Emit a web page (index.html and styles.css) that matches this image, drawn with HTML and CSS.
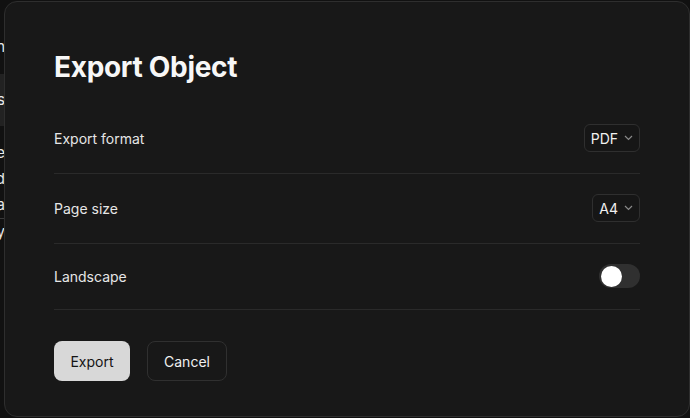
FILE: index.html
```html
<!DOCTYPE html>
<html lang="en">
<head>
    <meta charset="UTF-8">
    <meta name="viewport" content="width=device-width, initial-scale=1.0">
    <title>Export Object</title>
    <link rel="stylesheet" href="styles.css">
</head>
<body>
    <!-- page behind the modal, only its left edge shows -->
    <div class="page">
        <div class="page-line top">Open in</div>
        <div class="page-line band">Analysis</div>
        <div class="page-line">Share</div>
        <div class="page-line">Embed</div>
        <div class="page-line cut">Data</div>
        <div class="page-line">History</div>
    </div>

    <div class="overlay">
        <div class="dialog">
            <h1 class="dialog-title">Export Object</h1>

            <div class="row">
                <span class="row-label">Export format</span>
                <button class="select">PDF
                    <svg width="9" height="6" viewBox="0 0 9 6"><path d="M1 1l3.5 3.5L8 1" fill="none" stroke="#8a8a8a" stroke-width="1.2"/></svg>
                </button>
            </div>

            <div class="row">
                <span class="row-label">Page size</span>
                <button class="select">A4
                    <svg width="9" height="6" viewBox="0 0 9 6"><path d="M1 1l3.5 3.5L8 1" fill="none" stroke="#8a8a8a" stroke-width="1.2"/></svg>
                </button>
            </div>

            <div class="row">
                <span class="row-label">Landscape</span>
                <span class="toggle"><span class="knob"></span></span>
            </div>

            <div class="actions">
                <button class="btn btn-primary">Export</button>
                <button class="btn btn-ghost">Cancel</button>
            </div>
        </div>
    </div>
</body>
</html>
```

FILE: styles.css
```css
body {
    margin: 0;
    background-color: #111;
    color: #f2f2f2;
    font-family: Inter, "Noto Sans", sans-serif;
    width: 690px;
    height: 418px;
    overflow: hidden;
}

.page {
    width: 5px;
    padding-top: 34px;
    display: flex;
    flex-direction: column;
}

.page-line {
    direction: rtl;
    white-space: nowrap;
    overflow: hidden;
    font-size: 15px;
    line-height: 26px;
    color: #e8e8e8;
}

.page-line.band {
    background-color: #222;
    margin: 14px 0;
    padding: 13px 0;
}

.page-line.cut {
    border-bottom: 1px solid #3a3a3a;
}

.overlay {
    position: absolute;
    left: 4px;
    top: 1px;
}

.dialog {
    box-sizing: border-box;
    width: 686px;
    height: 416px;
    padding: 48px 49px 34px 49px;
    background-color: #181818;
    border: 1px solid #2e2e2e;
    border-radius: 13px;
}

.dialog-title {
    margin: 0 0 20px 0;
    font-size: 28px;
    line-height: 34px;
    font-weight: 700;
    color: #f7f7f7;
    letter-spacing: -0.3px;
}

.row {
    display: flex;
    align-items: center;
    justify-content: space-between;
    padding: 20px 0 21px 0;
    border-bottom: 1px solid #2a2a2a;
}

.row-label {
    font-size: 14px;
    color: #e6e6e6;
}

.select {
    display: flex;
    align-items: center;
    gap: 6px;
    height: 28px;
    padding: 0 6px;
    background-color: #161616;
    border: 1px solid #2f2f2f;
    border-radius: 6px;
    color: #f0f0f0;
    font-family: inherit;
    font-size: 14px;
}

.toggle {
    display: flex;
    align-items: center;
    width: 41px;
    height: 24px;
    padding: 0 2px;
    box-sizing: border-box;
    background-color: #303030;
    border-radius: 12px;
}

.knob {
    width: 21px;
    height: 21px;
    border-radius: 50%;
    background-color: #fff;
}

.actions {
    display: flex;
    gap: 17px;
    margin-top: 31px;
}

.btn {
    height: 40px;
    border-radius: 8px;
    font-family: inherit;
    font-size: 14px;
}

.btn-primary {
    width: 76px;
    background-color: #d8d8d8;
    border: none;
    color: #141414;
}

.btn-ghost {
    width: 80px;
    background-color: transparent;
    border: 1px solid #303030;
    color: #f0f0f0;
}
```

────────────────

Goal
Look through the listing above. Pick out each line with "index" and copy it.

The completed task
Emit a web page (index.html and styles.css) that matches this image, drawn with HTML and CSS.
FILE: index.html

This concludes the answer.